++++ INPUT FOR THIS TASK ++++

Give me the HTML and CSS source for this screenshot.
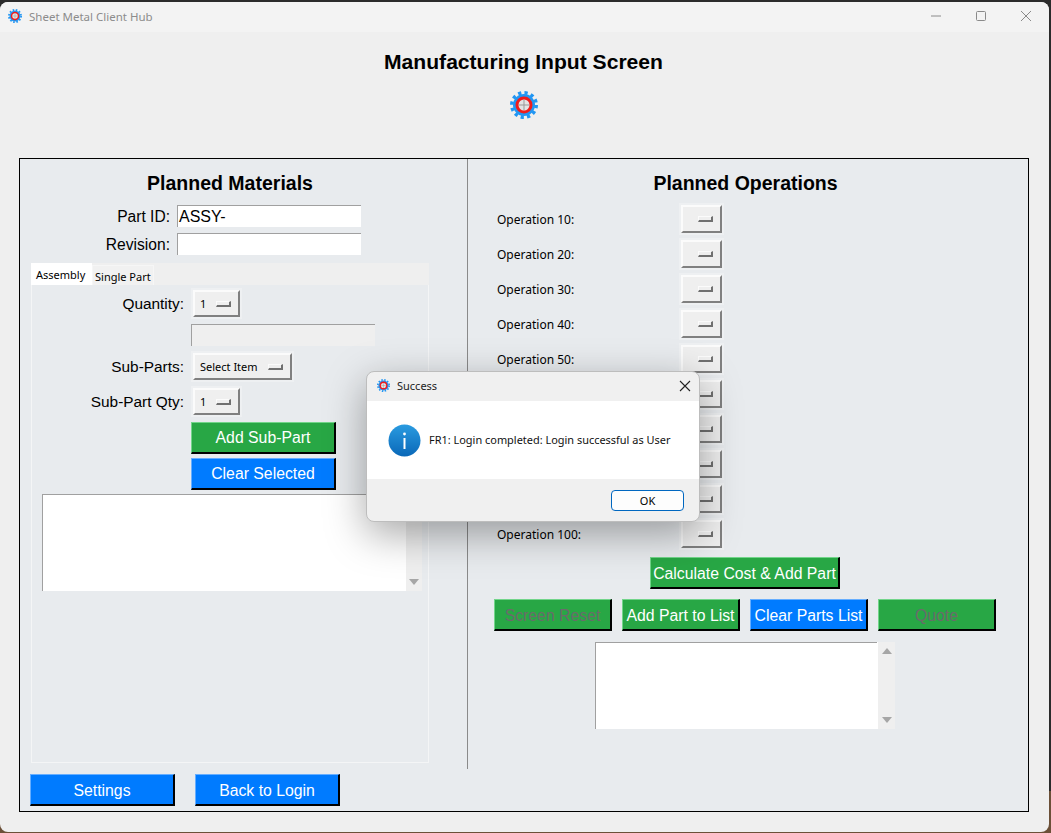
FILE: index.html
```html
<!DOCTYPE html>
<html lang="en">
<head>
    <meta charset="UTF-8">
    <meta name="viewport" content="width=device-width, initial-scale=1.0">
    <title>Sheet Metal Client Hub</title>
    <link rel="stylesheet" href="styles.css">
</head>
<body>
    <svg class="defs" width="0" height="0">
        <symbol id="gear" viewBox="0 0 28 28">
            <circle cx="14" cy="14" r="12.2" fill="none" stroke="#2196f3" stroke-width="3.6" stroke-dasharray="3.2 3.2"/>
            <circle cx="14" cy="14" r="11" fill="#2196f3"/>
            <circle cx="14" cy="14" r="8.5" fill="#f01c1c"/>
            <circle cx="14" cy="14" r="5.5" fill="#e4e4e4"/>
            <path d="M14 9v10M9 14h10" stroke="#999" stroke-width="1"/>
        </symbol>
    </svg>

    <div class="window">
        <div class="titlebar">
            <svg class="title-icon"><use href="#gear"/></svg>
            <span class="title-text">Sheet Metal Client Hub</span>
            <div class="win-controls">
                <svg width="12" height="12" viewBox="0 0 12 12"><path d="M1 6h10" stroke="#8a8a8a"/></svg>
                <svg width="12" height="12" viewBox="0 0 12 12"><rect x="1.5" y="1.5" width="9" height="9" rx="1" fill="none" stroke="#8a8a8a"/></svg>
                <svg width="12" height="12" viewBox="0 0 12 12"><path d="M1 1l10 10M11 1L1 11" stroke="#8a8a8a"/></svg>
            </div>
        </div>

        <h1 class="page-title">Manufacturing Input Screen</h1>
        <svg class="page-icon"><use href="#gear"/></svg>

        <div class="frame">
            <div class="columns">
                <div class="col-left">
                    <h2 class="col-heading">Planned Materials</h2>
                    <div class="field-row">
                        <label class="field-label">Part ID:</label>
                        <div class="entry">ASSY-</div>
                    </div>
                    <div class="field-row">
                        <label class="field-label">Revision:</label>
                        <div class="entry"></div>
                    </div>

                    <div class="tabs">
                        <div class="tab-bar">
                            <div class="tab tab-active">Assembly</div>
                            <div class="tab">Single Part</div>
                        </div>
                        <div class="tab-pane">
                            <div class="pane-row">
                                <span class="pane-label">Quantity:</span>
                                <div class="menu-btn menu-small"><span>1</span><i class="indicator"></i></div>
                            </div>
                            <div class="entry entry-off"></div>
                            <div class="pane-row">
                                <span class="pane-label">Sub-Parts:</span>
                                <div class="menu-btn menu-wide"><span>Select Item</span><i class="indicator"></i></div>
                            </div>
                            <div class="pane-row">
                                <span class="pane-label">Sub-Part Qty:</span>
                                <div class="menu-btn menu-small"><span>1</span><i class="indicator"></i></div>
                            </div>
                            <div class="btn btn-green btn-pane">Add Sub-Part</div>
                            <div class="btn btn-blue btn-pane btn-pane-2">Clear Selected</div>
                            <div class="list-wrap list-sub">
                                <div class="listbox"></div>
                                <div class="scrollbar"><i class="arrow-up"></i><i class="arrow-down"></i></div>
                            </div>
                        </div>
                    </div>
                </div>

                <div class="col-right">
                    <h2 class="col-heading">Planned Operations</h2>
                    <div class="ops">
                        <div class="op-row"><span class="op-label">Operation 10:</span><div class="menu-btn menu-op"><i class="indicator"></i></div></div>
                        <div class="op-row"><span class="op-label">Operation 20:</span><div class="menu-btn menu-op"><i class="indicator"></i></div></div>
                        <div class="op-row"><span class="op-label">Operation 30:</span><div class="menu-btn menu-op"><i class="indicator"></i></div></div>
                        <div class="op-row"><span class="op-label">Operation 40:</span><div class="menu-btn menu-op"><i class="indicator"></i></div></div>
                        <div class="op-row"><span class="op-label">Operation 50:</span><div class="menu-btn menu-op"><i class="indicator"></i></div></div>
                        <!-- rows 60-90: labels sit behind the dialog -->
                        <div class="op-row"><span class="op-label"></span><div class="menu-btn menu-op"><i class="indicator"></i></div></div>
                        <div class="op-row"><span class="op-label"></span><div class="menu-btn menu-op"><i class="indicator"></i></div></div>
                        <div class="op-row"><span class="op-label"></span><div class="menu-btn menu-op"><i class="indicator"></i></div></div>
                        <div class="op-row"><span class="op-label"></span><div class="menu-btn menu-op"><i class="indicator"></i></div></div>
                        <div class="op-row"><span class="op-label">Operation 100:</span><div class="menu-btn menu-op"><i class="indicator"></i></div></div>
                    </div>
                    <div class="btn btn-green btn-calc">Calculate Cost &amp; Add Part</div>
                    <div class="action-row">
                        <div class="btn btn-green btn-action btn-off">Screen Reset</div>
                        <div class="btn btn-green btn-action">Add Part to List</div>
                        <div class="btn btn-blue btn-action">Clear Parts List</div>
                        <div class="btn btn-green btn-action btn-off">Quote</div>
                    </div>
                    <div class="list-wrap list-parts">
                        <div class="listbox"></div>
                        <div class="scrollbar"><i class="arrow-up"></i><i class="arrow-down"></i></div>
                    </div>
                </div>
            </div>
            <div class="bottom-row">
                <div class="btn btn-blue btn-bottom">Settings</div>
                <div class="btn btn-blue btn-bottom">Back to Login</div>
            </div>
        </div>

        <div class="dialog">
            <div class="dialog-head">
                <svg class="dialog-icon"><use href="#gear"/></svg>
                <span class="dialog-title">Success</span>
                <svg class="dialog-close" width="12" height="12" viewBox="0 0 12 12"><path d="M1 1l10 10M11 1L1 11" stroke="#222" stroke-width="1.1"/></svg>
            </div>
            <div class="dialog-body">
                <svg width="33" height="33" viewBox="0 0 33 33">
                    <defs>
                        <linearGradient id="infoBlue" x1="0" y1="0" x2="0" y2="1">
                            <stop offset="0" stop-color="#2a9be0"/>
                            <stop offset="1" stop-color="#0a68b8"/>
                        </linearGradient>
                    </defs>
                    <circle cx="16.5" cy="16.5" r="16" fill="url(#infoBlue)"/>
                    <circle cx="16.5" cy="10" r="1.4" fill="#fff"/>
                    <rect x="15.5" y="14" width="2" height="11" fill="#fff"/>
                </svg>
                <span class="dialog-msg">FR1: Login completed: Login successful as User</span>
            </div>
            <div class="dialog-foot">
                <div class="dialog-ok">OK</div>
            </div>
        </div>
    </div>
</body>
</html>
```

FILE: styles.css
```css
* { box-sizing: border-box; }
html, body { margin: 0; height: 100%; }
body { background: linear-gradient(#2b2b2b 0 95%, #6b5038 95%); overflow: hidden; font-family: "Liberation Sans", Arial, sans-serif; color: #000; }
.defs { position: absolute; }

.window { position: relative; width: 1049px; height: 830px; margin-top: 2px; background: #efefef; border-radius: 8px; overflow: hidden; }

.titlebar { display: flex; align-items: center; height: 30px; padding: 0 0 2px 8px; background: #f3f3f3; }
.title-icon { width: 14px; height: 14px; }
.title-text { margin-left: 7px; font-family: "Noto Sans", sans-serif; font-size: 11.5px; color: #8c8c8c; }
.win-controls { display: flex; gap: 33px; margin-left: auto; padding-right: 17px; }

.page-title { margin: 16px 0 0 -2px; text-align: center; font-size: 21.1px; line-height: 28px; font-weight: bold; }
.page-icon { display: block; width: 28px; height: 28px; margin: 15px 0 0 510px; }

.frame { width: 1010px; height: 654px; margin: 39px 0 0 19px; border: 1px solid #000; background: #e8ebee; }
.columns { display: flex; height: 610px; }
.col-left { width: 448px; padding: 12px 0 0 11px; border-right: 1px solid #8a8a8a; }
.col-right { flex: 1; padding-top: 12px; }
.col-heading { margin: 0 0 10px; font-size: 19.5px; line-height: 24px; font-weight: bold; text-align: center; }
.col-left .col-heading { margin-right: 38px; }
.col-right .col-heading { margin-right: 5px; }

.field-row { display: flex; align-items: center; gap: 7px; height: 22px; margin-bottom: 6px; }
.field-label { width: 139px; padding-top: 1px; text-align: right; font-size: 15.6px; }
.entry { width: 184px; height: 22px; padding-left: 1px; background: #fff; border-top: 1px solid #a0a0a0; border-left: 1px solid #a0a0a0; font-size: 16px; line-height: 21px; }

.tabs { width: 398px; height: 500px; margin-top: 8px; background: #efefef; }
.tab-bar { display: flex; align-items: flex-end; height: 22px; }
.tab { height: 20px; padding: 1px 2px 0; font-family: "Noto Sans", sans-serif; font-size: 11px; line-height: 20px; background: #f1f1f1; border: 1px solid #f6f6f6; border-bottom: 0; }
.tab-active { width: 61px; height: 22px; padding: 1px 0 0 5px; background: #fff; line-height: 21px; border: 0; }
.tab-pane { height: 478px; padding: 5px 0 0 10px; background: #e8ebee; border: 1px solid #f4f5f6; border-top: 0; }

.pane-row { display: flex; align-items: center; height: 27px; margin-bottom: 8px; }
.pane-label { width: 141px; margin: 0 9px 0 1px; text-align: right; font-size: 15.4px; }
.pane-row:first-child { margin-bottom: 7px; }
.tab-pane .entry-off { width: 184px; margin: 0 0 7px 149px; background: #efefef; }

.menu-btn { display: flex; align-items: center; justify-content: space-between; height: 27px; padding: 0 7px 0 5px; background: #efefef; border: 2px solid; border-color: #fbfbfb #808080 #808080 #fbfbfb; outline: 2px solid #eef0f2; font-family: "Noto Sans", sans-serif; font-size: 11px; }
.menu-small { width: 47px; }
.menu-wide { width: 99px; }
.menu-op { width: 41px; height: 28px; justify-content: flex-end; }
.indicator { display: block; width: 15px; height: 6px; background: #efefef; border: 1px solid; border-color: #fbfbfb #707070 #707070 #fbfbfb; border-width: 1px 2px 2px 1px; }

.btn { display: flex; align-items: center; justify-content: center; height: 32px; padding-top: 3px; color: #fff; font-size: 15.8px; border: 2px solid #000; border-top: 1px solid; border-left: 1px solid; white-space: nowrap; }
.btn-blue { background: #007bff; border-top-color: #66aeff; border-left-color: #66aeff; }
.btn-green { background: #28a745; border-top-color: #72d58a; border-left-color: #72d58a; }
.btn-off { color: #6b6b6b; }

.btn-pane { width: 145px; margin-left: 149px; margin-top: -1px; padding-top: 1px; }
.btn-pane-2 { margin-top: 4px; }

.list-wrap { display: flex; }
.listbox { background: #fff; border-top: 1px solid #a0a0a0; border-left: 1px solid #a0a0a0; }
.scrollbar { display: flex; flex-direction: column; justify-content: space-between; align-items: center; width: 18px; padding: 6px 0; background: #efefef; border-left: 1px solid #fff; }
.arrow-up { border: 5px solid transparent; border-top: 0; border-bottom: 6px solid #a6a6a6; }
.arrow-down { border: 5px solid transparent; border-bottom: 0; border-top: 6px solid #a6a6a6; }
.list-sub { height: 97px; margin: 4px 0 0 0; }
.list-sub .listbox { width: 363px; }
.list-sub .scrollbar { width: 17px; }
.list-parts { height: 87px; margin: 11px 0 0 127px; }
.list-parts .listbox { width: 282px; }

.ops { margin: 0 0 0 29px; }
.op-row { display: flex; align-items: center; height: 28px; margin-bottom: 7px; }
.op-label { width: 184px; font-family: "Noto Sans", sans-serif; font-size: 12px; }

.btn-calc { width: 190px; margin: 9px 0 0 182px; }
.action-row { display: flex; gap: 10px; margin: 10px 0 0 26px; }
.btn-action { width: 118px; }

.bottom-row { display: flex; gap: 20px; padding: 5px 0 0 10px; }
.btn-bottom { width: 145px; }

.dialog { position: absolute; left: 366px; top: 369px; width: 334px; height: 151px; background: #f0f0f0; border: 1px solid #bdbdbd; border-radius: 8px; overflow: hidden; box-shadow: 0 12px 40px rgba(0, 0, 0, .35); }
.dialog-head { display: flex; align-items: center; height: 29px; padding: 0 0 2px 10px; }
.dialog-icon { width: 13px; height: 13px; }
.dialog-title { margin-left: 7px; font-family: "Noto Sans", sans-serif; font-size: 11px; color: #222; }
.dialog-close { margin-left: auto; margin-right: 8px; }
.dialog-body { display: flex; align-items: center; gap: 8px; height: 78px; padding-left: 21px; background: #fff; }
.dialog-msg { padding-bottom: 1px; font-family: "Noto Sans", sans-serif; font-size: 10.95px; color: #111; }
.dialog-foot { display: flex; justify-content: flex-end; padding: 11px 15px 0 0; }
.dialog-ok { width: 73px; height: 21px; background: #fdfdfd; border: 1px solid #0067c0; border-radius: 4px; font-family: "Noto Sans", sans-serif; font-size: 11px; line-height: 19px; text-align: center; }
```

++++
++++ INPUT FOR THIS TASK ++++

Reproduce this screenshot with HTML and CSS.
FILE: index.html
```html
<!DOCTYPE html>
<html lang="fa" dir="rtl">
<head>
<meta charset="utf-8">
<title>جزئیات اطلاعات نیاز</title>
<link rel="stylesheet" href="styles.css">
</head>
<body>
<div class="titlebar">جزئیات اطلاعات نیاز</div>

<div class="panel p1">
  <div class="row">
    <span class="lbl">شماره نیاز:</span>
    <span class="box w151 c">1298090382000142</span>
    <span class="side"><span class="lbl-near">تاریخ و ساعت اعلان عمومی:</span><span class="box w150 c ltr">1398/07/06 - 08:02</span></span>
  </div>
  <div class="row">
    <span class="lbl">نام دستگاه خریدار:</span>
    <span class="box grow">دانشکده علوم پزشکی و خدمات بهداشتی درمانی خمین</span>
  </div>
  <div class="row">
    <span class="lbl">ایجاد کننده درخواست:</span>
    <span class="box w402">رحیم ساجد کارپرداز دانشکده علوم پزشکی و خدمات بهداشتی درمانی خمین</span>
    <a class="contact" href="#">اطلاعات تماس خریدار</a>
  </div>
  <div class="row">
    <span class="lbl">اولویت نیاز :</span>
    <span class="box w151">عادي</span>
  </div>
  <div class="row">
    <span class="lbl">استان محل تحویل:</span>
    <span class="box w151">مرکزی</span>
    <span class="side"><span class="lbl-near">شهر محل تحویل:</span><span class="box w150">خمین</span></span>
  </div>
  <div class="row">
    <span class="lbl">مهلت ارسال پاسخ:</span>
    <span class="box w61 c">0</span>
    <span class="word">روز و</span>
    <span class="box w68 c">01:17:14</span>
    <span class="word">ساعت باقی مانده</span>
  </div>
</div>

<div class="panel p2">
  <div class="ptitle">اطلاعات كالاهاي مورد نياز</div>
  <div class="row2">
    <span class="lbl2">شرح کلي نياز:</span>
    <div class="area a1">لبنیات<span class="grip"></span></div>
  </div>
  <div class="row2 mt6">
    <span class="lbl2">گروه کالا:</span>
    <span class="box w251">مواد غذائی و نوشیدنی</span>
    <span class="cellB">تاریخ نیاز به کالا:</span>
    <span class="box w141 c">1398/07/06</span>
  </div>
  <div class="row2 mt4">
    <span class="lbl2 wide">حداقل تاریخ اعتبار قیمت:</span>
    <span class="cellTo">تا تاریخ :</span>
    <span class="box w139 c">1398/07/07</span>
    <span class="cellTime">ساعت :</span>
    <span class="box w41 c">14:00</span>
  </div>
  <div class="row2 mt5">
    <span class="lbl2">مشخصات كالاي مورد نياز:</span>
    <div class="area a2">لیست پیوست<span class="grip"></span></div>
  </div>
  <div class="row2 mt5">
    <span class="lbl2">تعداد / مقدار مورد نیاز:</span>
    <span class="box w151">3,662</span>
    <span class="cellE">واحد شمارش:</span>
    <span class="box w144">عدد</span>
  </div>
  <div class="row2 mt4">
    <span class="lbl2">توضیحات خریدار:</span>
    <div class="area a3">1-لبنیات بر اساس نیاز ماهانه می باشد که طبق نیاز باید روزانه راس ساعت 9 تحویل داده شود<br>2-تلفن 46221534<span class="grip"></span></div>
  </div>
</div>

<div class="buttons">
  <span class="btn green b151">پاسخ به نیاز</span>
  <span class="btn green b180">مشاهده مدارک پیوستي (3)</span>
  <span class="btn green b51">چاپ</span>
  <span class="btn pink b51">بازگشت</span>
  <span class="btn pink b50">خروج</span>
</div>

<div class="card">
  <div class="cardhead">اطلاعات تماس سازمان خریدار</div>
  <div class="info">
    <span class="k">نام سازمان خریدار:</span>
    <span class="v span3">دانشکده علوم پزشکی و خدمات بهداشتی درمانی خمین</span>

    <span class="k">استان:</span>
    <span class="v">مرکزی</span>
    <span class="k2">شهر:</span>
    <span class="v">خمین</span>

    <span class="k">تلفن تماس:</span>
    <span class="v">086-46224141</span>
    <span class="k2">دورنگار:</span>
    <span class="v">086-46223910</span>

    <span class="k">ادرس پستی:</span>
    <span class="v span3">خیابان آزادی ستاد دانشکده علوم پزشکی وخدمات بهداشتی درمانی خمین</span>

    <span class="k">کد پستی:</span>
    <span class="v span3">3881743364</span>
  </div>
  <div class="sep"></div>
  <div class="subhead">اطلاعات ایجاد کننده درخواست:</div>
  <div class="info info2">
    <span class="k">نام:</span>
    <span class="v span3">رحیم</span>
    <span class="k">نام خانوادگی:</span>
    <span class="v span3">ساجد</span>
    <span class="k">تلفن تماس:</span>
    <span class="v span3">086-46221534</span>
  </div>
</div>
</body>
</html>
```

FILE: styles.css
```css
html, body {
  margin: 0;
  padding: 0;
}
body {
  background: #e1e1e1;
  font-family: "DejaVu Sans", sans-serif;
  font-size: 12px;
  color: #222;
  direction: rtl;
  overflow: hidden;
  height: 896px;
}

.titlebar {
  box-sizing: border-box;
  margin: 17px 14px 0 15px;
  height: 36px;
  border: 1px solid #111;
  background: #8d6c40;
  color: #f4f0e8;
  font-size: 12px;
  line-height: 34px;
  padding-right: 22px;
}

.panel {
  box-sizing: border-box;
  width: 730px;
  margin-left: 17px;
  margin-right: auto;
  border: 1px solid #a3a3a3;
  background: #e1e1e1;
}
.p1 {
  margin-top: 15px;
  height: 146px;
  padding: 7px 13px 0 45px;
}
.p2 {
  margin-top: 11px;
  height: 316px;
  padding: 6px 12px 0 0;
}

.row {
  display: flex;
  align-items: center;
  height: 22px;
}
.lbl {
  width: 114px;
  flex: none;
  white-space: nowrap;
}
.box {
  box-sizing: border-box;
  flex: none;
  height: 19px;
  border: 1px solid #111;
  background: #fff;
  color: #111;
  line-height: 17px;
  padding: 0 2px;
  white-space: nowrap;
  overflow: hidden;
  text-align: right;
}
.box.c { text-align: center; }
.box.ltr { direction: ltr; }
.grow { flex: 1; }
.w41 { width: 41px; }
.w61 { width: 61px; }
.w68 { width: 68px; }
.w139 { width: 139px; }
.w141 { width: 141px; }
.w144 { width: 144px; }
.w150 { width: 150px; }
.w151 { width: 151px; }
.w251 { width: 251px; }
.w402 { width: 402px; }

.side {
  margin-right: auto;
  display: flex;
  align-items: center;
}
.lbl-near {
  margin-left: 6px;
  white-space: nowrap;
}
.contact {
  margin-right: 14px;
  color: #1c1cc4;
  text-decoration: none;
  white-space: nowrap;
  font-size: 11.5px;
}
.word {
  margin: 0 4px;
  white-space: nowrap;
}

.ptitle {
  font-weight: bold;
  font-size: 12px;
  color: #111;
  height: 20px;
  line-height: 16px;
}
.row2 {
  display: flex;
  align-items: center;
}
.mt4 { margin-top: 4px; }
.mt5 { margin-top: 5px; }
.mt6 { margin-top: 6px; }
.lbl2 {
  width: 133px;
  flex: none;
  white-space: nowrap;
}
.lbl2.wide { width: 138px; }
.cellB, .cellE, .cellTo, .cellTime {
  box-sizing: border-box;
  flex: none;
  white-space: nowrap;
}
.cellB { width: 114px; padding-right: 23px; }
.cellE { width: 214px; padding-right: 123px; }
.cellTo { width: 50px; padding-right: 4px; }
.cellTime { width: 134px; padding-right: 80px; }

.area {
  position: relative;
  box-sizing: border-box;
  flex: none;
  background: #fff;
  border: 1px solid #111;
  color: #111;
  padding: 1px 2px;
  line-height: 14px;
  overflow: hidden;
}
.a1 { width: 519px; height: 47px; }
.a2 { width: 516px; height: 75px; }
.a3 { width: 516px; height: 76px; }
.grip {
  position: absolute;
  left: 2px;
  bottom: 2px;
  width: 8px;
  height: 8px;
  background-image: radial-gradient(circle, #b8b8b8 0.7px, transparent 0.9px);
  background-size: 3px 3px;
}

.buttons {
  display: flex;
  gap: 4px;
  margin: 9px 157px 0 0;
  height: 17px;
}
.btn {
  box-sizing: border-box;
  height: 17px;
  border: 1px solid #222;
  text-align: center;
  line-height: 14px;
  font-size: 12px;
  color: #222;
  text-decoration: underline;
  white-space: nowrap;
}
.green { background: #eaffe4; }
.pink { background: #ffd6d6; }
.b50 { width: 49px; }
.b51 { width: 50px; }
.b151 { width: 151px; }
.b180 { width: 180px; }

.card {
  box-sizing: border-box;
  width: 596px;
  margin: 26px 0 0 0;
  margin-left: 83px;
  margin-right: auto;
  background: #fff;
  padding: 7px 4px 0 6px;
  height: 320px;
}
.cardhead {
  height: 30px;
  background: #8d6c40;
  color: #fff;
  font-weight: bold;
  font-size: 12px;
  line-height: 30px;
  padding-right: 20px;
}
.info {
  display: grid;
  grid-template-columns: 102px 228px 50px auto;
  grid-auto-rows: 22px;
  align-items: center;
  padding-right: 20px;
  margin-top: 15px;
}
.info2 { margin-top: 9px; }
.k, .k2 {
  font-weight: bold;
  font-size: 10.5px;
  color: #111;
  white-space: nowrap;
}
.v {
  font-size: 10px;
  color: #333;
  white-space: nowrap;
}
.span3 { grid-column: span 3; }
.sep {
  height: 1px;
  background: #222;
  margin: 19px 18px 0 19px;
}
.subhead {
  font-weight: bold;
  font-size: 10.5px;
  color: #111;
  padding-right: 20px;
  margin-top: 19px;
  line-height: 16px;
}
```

++++

• WRITTEN EXERCISE
Looking at the records above, work out how many lines include the word "screenshot", then give that number by itself.

• TASK RESULT
2